Asked whether Israel has a right to try and maintain a presence in the West Bank, for security, religious, historic or other reasons, and whether he thought of Israel in its final-status incarnation on the basis of “67-plus,” Obama responded that “both sides on this equation are going to have to make some calculations.”

He elaborated: “Israel may seek ’67-plus’ and justify it in terms of the buffer that they need for security purposes. They’ve got to consider whether getting that buffer is worth the antagonism of the other party. The Palestinians are going to have to make a calculation: Are we going to fight for every inch of that ’67 border or, given the fact that 40 years have now passed, and new realities have taken place on the ground, do we take a deal that may not perfectly align with the ’67 boundaries?

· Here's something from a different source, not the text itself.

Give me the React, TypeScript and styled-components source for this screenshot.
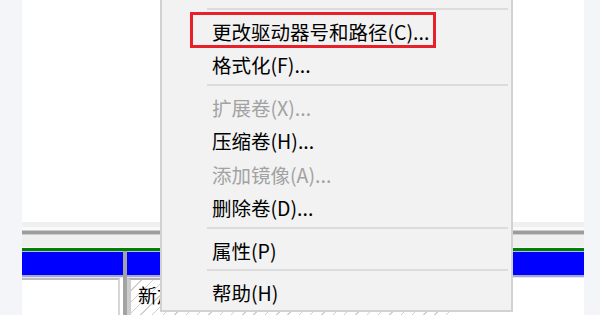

“My sense,” Obama went on, “is that both sides recognize that there’s going to have to be some give. The question from my perspective is can the parties move beyond a rigid, formulaic or ideological approach and take a practical approach that looks at the larger picture and says, ‘What’s going to be the best way for us to achieve security and peace?'”

Though his position on two-states will unquestionably have struck Obama as “rigid, formulaic or ideological,” Netanyahu insists he’s ready to get practical – most urgently through bolstering the West Bank economy and encouraging the further US-overseen training of Palestinian security personnel.

Obama will have no problem with any of that… provided it is combined with that settlement freeze.